▶ [Extracted information]:

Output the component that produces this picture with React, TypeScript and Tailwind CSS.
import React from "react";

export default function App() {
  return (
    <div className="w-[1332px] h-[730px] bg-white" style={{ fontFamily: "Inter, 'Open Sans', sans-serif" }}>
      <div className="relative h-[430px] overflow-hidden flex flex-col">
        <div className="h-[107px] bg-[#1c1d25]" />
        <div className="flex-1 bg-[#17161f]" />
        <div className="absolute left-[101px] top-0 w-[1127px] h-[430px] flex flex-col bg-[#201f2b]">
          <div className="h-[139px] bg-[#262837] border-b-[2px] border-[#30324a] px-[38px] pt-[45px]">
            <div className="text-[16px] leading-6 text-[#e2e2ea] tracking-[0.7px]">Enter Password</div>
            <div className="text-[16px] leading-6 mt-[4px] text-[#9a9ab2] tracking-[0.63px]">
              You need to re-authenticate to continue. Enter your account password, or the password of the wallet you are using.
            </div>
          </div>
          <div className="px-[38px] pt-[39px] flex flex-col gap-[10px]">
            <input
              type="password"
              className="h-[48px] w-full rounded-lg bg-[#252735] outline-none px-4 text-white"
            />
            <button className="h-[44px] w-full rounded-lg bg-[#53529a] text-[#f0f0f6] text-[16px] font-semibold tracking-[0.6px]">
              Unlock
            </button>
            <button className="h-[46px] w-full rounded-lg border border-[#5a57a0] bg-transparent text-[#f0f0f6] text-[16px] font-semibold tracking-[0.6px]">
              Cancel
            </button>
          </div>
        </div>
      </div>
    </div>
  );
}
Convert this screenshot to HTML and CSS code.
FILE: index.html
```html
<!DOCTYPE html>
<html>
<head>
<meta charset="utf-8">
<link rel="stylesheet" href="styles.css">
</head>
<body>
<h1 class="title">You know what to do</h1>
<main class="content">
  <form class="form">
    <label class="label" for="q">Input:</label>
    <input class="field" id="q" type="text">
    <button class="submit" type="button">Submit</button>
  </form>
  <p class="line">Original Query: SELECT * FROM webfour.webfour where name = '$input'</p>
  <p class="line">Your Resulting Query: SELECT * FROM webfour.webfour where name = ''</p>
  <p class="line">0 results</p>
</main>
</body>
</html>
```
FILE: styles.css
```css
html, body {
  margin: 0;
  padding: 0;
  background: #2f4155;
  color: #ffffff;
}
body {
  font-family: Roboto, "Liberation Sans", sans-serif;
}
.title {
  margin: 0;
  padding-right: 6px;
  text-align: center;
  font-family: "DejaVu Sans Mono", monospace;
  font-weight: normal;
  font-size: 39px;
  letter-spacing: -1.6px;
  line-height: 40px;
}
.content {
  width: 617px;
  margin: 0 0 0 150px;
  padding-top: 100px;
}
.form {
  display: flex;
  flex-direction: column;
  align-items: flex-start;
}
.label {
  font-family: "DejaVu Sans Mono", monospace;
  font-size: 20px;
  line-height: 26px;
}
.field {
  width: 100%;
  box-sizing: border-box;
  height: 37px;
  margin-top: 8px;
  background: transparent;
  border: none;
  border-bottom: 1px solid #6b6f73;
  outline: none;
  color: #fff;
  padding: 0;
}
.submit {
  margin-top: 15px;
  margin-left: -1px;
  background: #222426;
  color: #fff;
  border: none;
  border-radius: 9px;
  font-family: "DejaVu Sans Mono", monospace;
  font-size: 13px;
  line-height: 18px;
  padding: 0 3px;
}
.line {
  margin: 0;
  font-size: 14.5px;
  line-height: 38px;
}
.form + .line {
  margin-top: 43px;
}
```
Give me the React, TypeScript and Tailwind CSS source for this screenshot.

▶ [Exercise prompt]: Copy out only the lines running from the beginning of the data to the line with "import React from", both ends included.

▶ [Answer for the task]:
Output the component that produces this picture with React, TypeScript and Tailwind CSS.
import React from "react";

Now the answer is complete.